----- Given data -----
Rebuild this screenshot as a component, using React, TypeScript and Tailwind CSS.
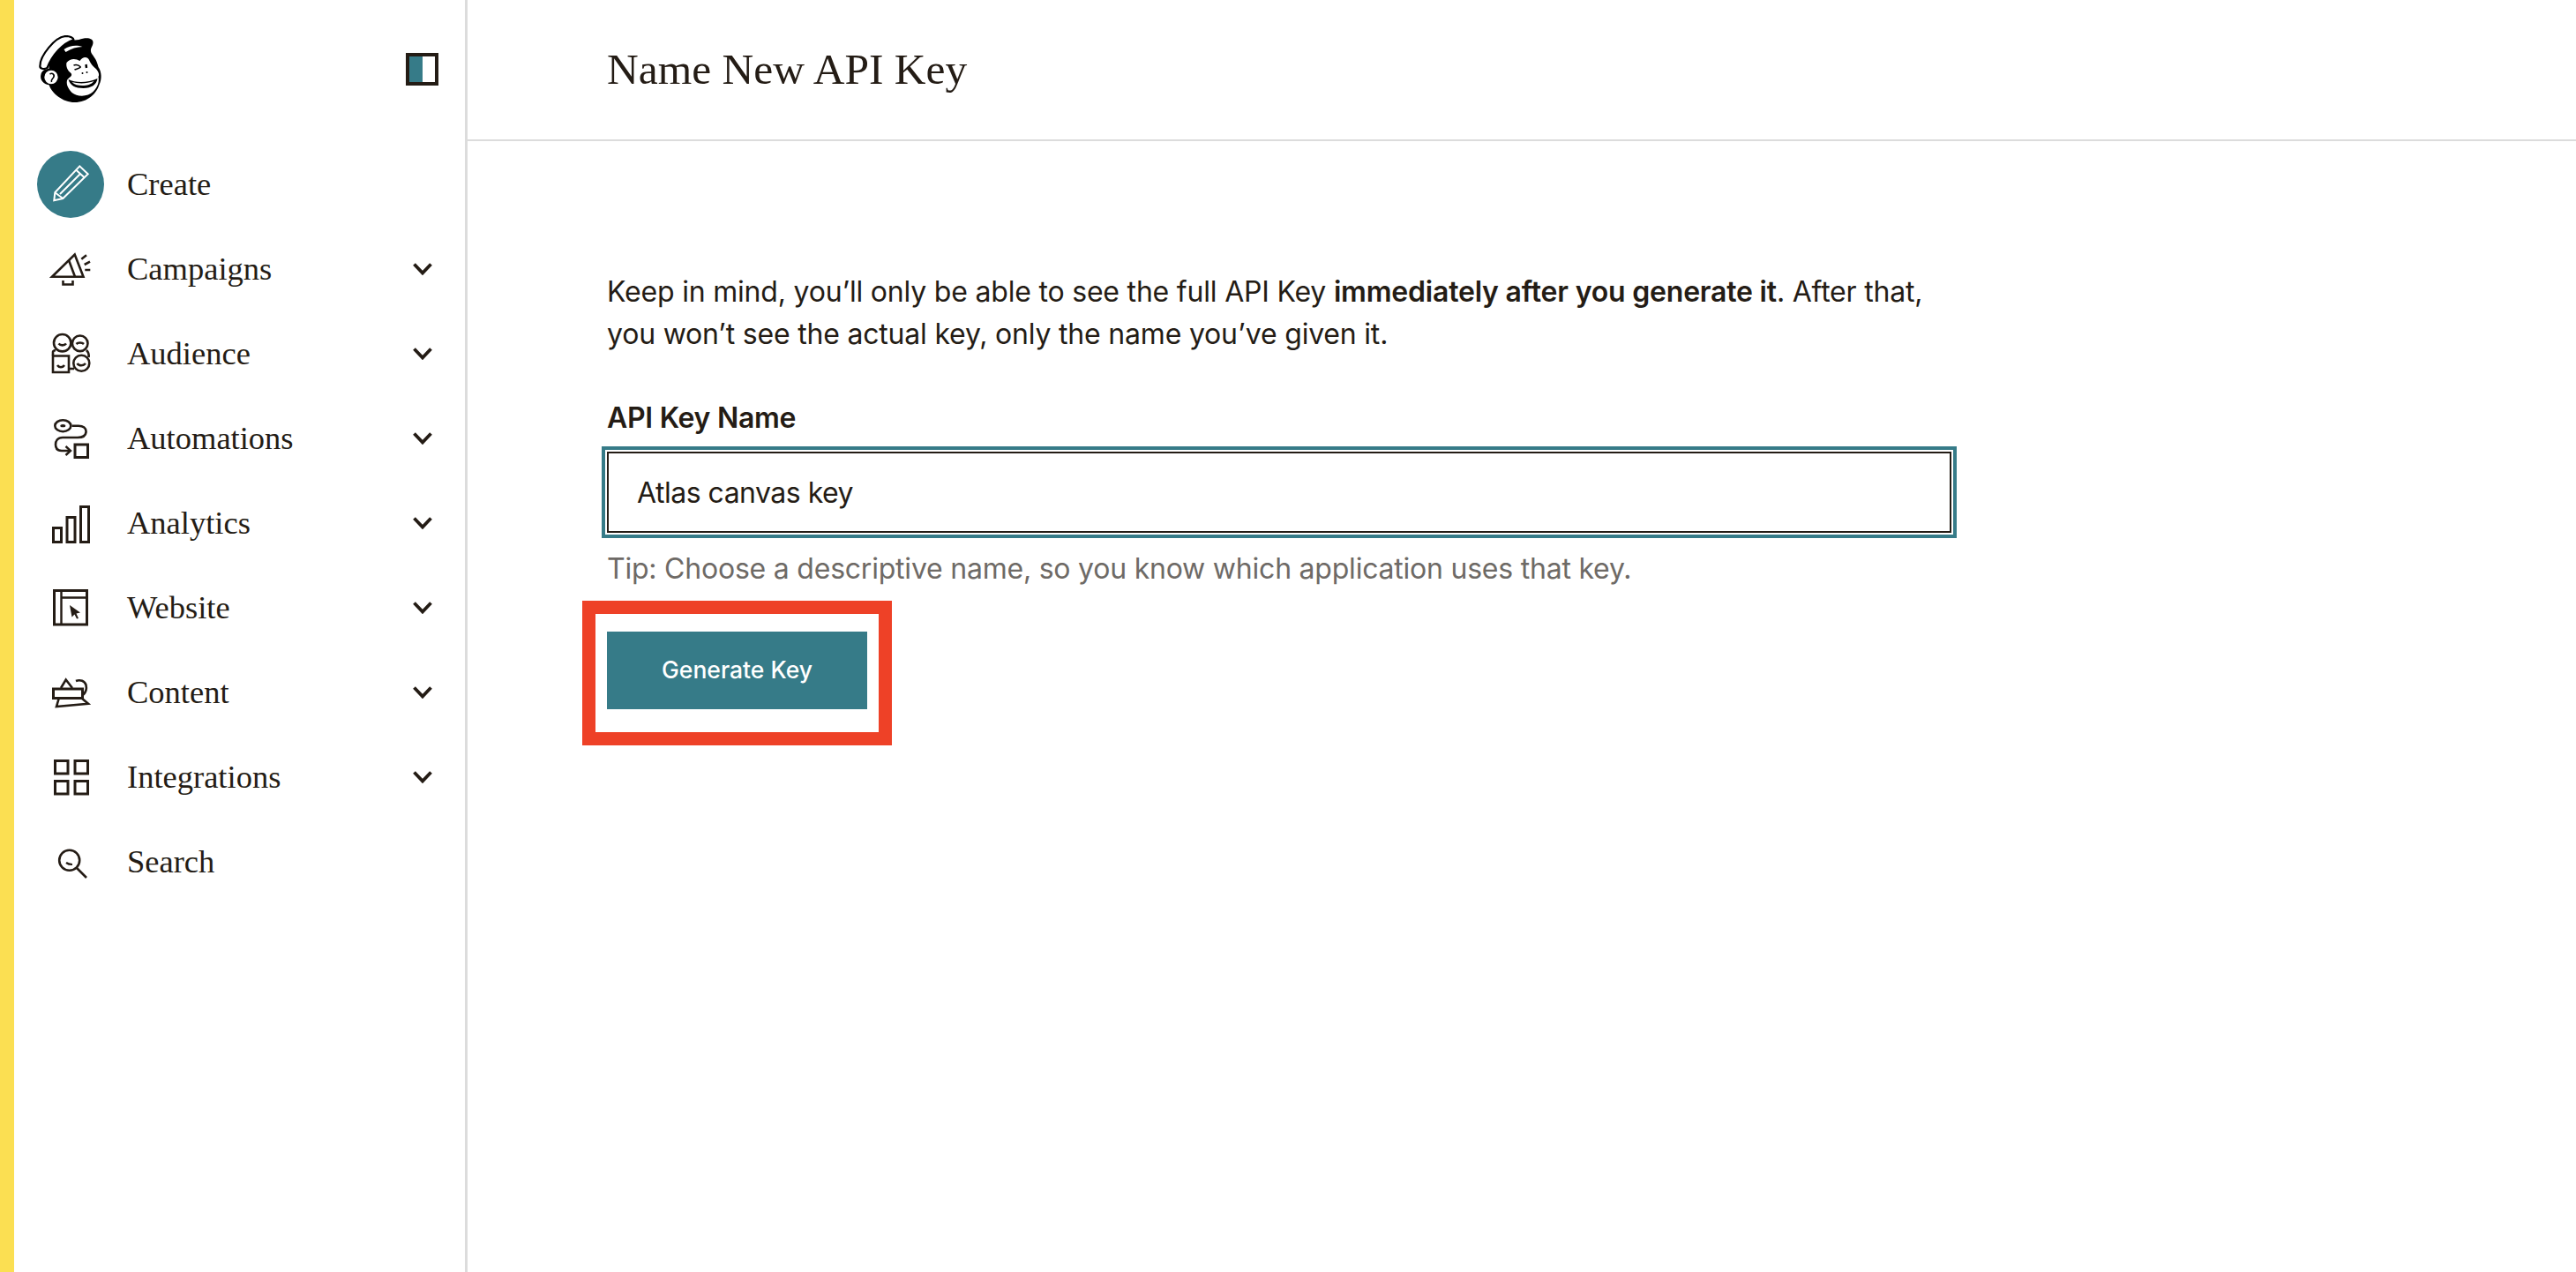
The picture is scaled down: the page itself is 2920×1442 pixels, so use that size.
import type { ReactNode } from 'react'

const serif = "font-['Liberation_Serif',serif]"

function Icon({ children }: { children: ReactNode }) {
  return (
    <svg viewBox="0 0 48 48" fill="none" stroke="#241c15" strokeWidth="2.6" className="w-12 h-12">
      {children}
    </svg>
  )
}

function Monkey() {
  return (
    <svg viewBox="0 0 72 78" className="w-[73px] h-[78px]">
      {/* head */}
      <path d="M20 12C30 4 40 6 46 5C54 2 62 3 62 8C62 13 58 14 60 20C63 25 66 27 68 36C72 42 72 50 69 56C66 66 56 76 41 76C28 76 15 66 12 56C6 56 1 50 3 44C4 40 8 38 12 38C12 28 14 18 20 12Z" fill="#000" />
      {/* cap visor */}
      <path d="M2 34C2 24 18 2 31 1C36 1 40 3 40 5C28 9 16 22 10 37C6 39 1 38 2 34Z" fill="#fff" stroke="#000" strokeWidth="2.2" />
      {/* hair streak */}
      <path d="M29 16C36 11 44 11 50 13C44 13 37 15 31 19Z" fill="#fff" />
      {/* ear */}
      <circle cx="14.5" cy="47.5" r="8.5" fill="#fff" stroke="#000" strokeWidth="1.6" />
      <path d="M13 44C16 42 19 45 17 48C16 50 14 50 15 53" fill="none" stroke="#000" strokeWidth="1.6" />
      {/* face */}
      <path d="M32 31C36 26 42 26 47 29C50 24 55 24 57 27C59 31 60 33 63 36C67 39 70 44 68 47C69 52 68 58 62 64C56 70 44 70 38 65C33 60 31 54 33 50C36 47 39 46 37 43C33 40 31 35 32 31Z" fill="#fff" />
      {/* wink */}
      <path d="M40 34C43 33 46 34 48 36M41 39C43 38 46 38 48 36" fill="none" stroke="#000" strokeWidth="1.6" />
      <path d="M54 33L54.5 37" stroke="#000" strokeWidth="2.4" />
      <circle cx="50" cy="43" r="1" fill="#000" />
      <circle cx="55" cy="42" r="1" fill="#000" />
      {/* mouth */}
      <path d="M34 50C42 54 56 54 67 49C66 56 60 60 51 60C42 60 36 57 34 50Z" fill="#000" />
      <path d="M38 53C45 55 55 55 63 52C60 56 55 57 50 57C45 57 41 56 38 53Z" fill="#fff" />
    </svg>
  )
}

const nav: { label: string; chevron: boolean; icon: ReactNode }[] = [
  {
    label: 'Campaigns',
    chevron: true,
    icon: (
      <Icon>
        <path d="M3 32.7L28.7 7.5L38.5 32.7Z" />
        <path d="M22 14L29 32.7" />
        <path d="M15.5 37V41.5H26.5V37" />
        <path d="M36.3 12.7L42 8.3M39.7 19L46 15.7M40.3 25H46.3" />
      </Icon>
    ),
  },
  {
    label: 'Audience',
    chevron: true,
    icon: (
      <Icon>
        <circle cx="14.7" cy="11.7" r="9.7" />
        <circle cx="34.7" cy="12.3" r="8.8" />
        <circle cx="36.3" cy="34.7" r="9" />
        <path d="M4 26.5H22V45H4Z" />
        <path d="M4 26V22C4 21 5 20.5 7 20M42 20C44 22 45 25 44.5 28M22 41H28" />
        <path d="M10.5 12.5C12.5 15 17 15 19 12.5M30.5 13C32.5 11 37 11 39 13M31.5 35C33.5 38 38.5 38 41 35M9 37C11 40 15 40 17 37" />
      </Icon>
    ),
  },
  {
    label: 'Automations',
    chevron: true,
    icon: (
      <Icon>
        <ellipse cx="15.3" cy="9.7" rx="9" ry="6.5" />
        <ellipse cx="15.3" cy="9.7" rx="3" ry="1.6" fill="#241c15" stroke="none" />
        <path d="M25.5 9.7H33C38 9.7 42 12 41.5 17C41 22 37 23 32 23H15C9 23 7 27 7 31C7 35 9 38 14 38H22" />
        <path d="M18.5 33L24 38L18.5 43" strokeWidth="2.4" />
        <rect x="29" y="31" width="14.5" height="14.5" strokeWidth="3" />
      </Icon>
    ),
  },
  {
    label: 'Analytics',
    chevron: true,
    icon: (
      <Icon>
        <g strokeWidth="3">
          <rect x="4.5" y="29.5" width="9" height="16" />
          <rect x="20" y="17.5" width="9" height="28" />
          <rect x="35.5" y="5.5" width="9" height="40" />
        </g>
      </Icon>
    ),
  },
  {
    label: 'Website',
    chevron: true,
    icon: (
      <Icon>
        <g strokeWidth="3">
          <rect x="5.5" y="4.5" width="37" height="38.5" />
          <path d="M13.5 4.5V43M13.5 12.5H42.5" strokeWidth="2.4" />
        </g>
        <path d="M23 21L35 29.5L30.5 30.5L33 36L31 36.5L28.5 31.5L25.5 34.5Z" fill="#241c15" stroke="none" />
      </Icon>
    ),
  },
  {
    label: 'Content',
    chevron: true,
    icon: (
      <Icon>
        <rect x="4.5" y="20" width="33" height="10.5" strokeWidth="3" />
        <path d="M13 19L18.7 9.5L26 19" />
        <path d="M30 11C35 9 40 11 41.5 15.5C42.5 20 41 24 38.5 26.5" />
        <path d="M10.5 31.5L8 40L44 36.8L36 30" />
      </Icon>
    ),
  },
  {
    label: 'Integrations',
    chevron: true,
    icon: (
      <Icon>
        <g strokeWidth="3">
          <rect x="6.5" y="5.5" width="14.5" height="14.5" />
          <rect x="29" y="5.5" width="14.5" height="14.5" />
          <rect x="6.5" y="28.5" width="14.5" height="14.5" />
          <rect x="29" y="28.5" width="14.5" height="14.5" />
        </g>
      </Icon>
    ),
  },
  {
    label: 'Search',
    chevron: false,
    icon: (
      <Icon>
        <circle cx="22.7" cy="22.3" r="11.5" />
        <path d="M31 31L42 42" />
        <path d="M19 25C21 26.5 23 27 26 27" strokeWidth="2.2" />
      </Icon>
    ),
  },
]

function NavRow({ label, chevron, icon }: { label: string; chevron: boolean; icon: ReactNode }) {
  return (
    <div className="flex items-center h-24">
      <div className="w-[76px] flex justify-center">{icon}</div>
      <span className={`ml-[26px] text-[36.5px] text-[#241c15] ${serif}`}>{label}</span>
      {chevron && (
        <svg viewBox="0 0 22 14" fill="none" stroke="#241c15" strokeWidth="3.8" className="ml-auto w-[22px] h-[14px]">
          <path d="M1.5 1.5L11 11.5L20.5 1.5" />
        </svg>
      )}
    </div>
  )
}

export default function App() {
  return (
    <div className="flex h-screen bg-white font-['Inter',sans-serif] text-[#241c15] overflow-hidden">
      <aside className="w-[530px] shrink-0 border-l-[16px] border-l-[#fbdf52] border-r-[3px] border-r-[#dcdcdc] pl-[26px] pr-[37px]">
        <div className="flex items-center justify-between h-[161px] pl-[1px] pb-[4px]">
          <Monkey />
          <div className="w-[37px] h-[37px] mr-[-7px] border-4 border-[#241c15] flex">
            <div className="w-1/2 bg-[#367b88]" />
          </div>
        </div>
        {/* Create */}
        <div className="flex items-center h-24">
          <div className="w-[76px] h-[76px] rounded-full bg-[#367b88] flex items-center justify-center">
            <svg viewBox="0 0 74 76" fill="none" stroke="#fff" strokeWidth="2" className="w-[74px] h-[76px]">
              <path d="M19.3 47.3L47.3 17.3L56.7 26.3L28.3 54L18.3 56.3Z" />
              <path d="M43.3 21.7L52.7 30.3M25 49L48.3 25.7M19.3 47.3L28.3 54" />
            </svg>
          </div>
          <span className={`ml-[26px] text-[36.5px] ${serif}`}>Create</span>
        </div>
        {nav.map((n) => (
          <NavRow key={n.label} {...n} />
        ))}
      </aside>

      <main className="flex-1">
        <header className="h-[160px] border-b-2 border-[#dcdcdc] flex items-center pl-[158px]">
          <h1 className={`text-[49.5px] font-normal ${serif}`}>Name New API Key</h1>
        </header>
        <div className="pl-[158px] pt-[147px] w-[1682px]">
          <p className="text-[32px] leading-[48px] tracking-[-0.2px]">
            Keep in mind, you’ll only be able to see the full API Key <strong className="font-semibold">immediately after you generate it</strong>. After that, you won’t see the actual key, only the name you’ve given it.
          </p>
          <label className="block mt-[47px] text-[32px] leading-[48px] font-semibold tracking-[-0.3px]">API Key Name</label>
          <input
            readOnly
            value="Atlas canvas key"
            className="block mt-[14px] w-full h-[92px] px-[32px] border-2 border-[#241c15] text-[32px] tracking-[-0.5px] outline-none shadow-[0_0_0_2px_#fff,0_0_0_6px_#367b88]"
          />
          <p className="mt-[17px] text-[32px] leading-[48px] tracking-[-0.22px] text-[#6e6a66]">
            Tip: Choose a descriptive name, so you know which application uses that key.
          </p>
          <div className="relative mt-[47px] w-[295px]">
            <button className="w-full h-[88px] bg-[#367b88] text-white text-[26.5px] font-medium">Generate Key</button>
            <div className="absolute top-[-35px] left-[-28px] w-[351px] h-[164px] border-[15px] border-[#ee4127]" />
          </div>
        </div>
      </main>
    </div>
  )
}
-----
Instructions for the task: Determine how many lines in the listing above hold the word "that", answering with the number only.

Solution to this problem: 3